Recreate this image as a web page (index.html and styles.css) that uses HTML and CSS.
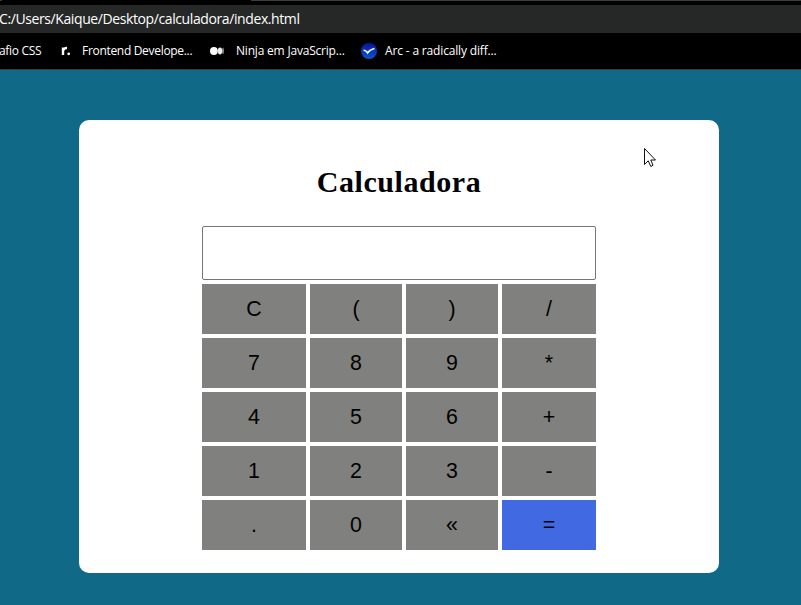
FILE: index.html
```html
<!DOCTYPE html>
<html lang="pt-BR">
<head>
<meta charset="UTF-8">
<title>Calculadora</title>
<link rel="stylesheet" href="styles.css">
</head>
<body>
<header class="browser">
  <div class="tab-edge"></div>
  <div class="address"><span>C:/Users/Kaique/Desktop/calculadora/index.html</span></div>
  <nav class="bookmarks">
    <span class="bookmark css">afio CSS</span>
    <svg class="icon-r" width="12" height="12" viewBox="0 0 12 12"><path d="M2 10V2.5M2.2 5.5Q2.6 3 6 3" fill="none" stroke="#fff" stroke-width="2.4"/><circle cx="7.7" cy="8.8" r="1.4" fill="#fff"/></svg>
    <span class="bookmark frontend">Frontend Develope...</span>
    <svg class="icon-medium" width="14" height="8" viewBox="0 0 14 8"><circle cx="3.9" cy="4" r="3.9" fill="#fff"/><ellipse cx="10" cy="4" rx="2.2" ry="3.4" fill="#eee"/><ellipse cx="13" cy="4" rx=".8" ry="3.2" fill="#aaa"/></svg>
    <span class="bookmark ninja">Ninja em JavaScrip...</span>
    <svg class="icon-arc" width="16" height="16" viewBox="0 0 16 16"><defs><linearGradient id="sky" x2="0" y2="1"><stop stop-color="#0714a0"/><stop offset="1" stop-color="#0d55cc"/></linearGradient></defs><circle cx="8" cy="8" r="8" fill="url(#sky)"/><path d="M2.5 7.2Q5 7.2 6.5 10Q9 6.2 13.5 5.4M6.5 9Q8.5 8.5 10 7" fill="none" stroke="#eaf8ff" stroke-width="1.5"/></svg>
    <span class="bookmark arc">Arc - a radically diff...</span>
  </nav>
</header>
<main class="page">
  <section class="card">
    <h1>Calculadora</h1>
    <div class="calculator">
      <input class="display" type="text" aria-label="Resultado">
      <button>C</button><button>(</button><button>)</button><button>/</button>
      <button>7</button><button>8</button><button>9</button><button>*</button>
      <button>4</button><button>5</button><button>6</button><button>+</button>
      <button>1</button><button>2</button><button>3</button><button>-</button>
      <button>.</button><button>0</button><button>«</button><button class="equals">=</button>
    </div>
  </section>
</main>
<svg class="cursor" width="13" height="20" viewBox="0 0 13 20"><path d="M.5.5V16.5L4.2 12.8L6.8 18.5L9 17.3L6.8 12H11.5Z" fill="#fff" stroke="#111"/></svg>
</body>
</html>
```
FILE: styles.css
```css
* { box-sizing: border-box; }
body { margin: 0; height: 605px; overflow: hidden; display: flex; flex-direction: column; background: #0f6987; }
.browser { height: 70px; flex: none; background: #000; color: #fff; font-family: "Open Sans", sans-serif; border-bottom: 1px solid #3c3c3c; white-space: nowrap; }
.tab-edge { height: 1px; margin-bottom: 4px; background: linear-gradient(90deg, #3c3c3c 2px, #000 2px, #000 251px, #3c3c3c 251px); }
.address { height: 28px; background: #262827; font-size: 14px; line-height: 28px; letter-spacing: -.4px; text-indent: -1px; }
.bookmarks { height: 36px; display: flex; align-items: center; font-size: 12px; }
.bookmark { flex: none; line-height: 20px; letter-spacing: -.2px; }
.bookmarks svg { flex: none; }
.bookmarks .css { width: 61px; text-indent: -1px; letter-spacing: -.3px; }
.icon-r { margin-right: 9px; }
.bookmarks .frontend { width: 128px; letter-spacing: -.31px; }
.icon-medium { margin-right: 12px; }
.ninja { width: 125px; }
.icon-arc { margin-right: 8px; }
.bookmarks .arc { letter-spacing: -.16px; }
.page { flex: 1; padding-top: 50px; }
.card { width: 640px; height: 453px; margin-left: 79px; padding-top: 43px; background: #fff; border-radius: 10px; }
h1 { margin: 0 0 26px; height: 37px; text-align: center; font: bold 30px/37px "Liberation Serif", serif; letter-spacing: .55px; }
.calculator { width: 394px; margin: 0 auto; display: grid; grid-template-columns: 104px 92px 92px 94px; grid-template-rows: 54px repeat(5, 50px); gap: 4px; }
.display { grid-column: 1 / -1; min-width: 0; border: 1px solid #767676; border-radius: 2px; background: #fff; }
button { border: 0; padding: 0; background: #80807e; color: #000; font: 21.33px "Liberation Sans", sans-serif; }
.equals { background: #4169e1; }
.cursor { position: absolute; left: 644px; top: 148px; }
```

→ **Do this**
Restate the whole of the material word for word without the pictures.

→ **Solution to this problem**
Recreate this image as a web page (index.html and styles.css) that uses HTML and CSS.
FILE: index.html
```html
<!DOCTYPE html>
<html lang="pt-BR">
<head>
<meta charset="UTF-8">
<title>Calculadora</title>
<link rel="stylesheet" href="styles.css">
</head>
<body>
<header class="browser">
  <div class="tab-edge"></div>
  <div class="address"><span>C:/Users/Kaique/Desktop/calculadora/index.html</span></div>
  <nav class="bookmarks">
    <span class="bookmark css">afio CSS</span>
    <svg class="icon-r" width="12" height="12" viewBox="0 0 12 12"><path d="M2 10V2.5M2.2 5.5Q2.6 3 6 3" fill="none" stroke="#fff" stroke-width="2.4"/><circle cx="7.7" cy="8.8" r="1.4" fill="#fff"/></svg>
    <span class="bookmark frontend">Frontend Develope...</span>
    <svg class="icon-medium" width="14" height="8" viewBox="0 0 14 8"><circle cx="3.9" cy="4" r="3.9" fill="#fff"/><ellipse cx="10" cy="4" rx="2.2" ry="3.4" fill="#eee"/><ellipse cx="13" cy="4" rx=".8" ry="3.2" fill="#aaa"/></svg>
    <span class="bookmark ninja">Ninja em JavaScrip...</span>
    <svg class="icon-arc" width="16" height="16" viewBox="0 0 16 16"><defs><linearGradient id="sky" x2="0" y2="1"><stop stop-color="#0714a0"/><stop offset="1" stop-color="#0d55cc"/></linearGradient></defs><circle cx="8" cy="8" r="8" fill="url(#sky)"/><path d="M2.5 7.2Q5 7.2 6.5 10Q9 6.2 13.5 5.4M6.5 9Q8.5 8.5 10 7" fill="none" stroke="#eaf8ff" stroke-width="1.5"/></svg>
    <span class="bookmark arc">Arc - a radically diff...</span>
  </nav>
</header>
<main class="page">
  <section class="card">
    <h1>Calculadora</h1>
    <div class="calculator">
      <input class="display" type="text" aria-label="Resultado">
      <button>C</button><button>(</button><button>)</button><button>/</button>
      <button>7</button><button>8</button><button>9</button><button>*</button>
      <button>4</button><button>5</button><button>6</button><button>+</button>
      <button>1</button><button>2</button><button>3</button><button>-</button>
      <button>.</button><button>0</button><button>«</button><button class="equals">=</button>
    </div>
  </section>
</main>
<svg class="cursor" width="13" height="20" viewBox="0 0 13 20"><path d="M.5.5V16.5L4.2 12.8L6.8 18.5L9 17.3L6.8 12H11.5Z" fill="#fff" stroke="#111"/></svg>
</body>
</html>
```
FILE: styles.css
```css
* { box-sizing: border-box; }
body { margin: 0; height: 605px; overflow: hidden; display: flex; flex-direction: column; background: #0f6987; }
.browser { height: 70px; flex: none; background: #000; color: #fff; font-family: "Open Sans", sans-serif; border-bottom: 1px solid #3c3c3c; white-space: nowrap; }
.tab-edge { height: 1px; margin-bottom: 4px; background: linear-gradient(90deg, #3c3c3c 2px, #000 2px, #000 251px, #3c3c3c 251px); }
.address { height: 28px; background: #262827; font-size: 14px; line-height: 28px; letter-spacing: -.4px; text-indent: -1px; }
.bookmarks { height: 36px; display: flex; align-items: center; font-size: 12px; }
.bookmark { flex: none; line-height: 20px; letter-spacing: -.2px; }
.bookmarks svg { flex: none; }
.bookmarks .css { width: 61px; text-indent: -1px; letter-spacing: -.3px; }
.icon-r { margin-right: 9px; }
.bookmarks .frontend { width: 128px; letter-spacing: -.31px; }
.icon-medium { margin-right: 12px; }
.ninja { width: 125px; }
.icon-arc { margin-right: 8px; }
.bookmarks .arc { letter-spacing: -.16px; }
.page { flex: 1; padding-top: 50px; }
.card { width: 640px; height: 453px; margin-left: 79px; padding-top: 43px; background: #fff; border-radius: 10px; }
h1 { margin: 0 0 26px; height: 37px; text-align: center; font: bold 30px/37px "Liberation Serif", serif; letter-spacing: .55px; }
.calculator { width: 394px; margin: 0 auto; display: grid; grid-template-columns: 104px 92px 92px 94px; grid-template-rows: 54px repeat(5, 50px); gap: 4px; }
.display { grid-column: 1 / -1; min-width: 0; border: 1px solid #767676; border-radius: 2px; background: #fff; }
button { border: 0; padding: 0; background: #80807e; color: #000; font: 21.33px "Liberation Sans", sans-serif; }
.equals { background: #4169e1; }
.cursor { position: absolute; left: 644px; top: 148px; }
```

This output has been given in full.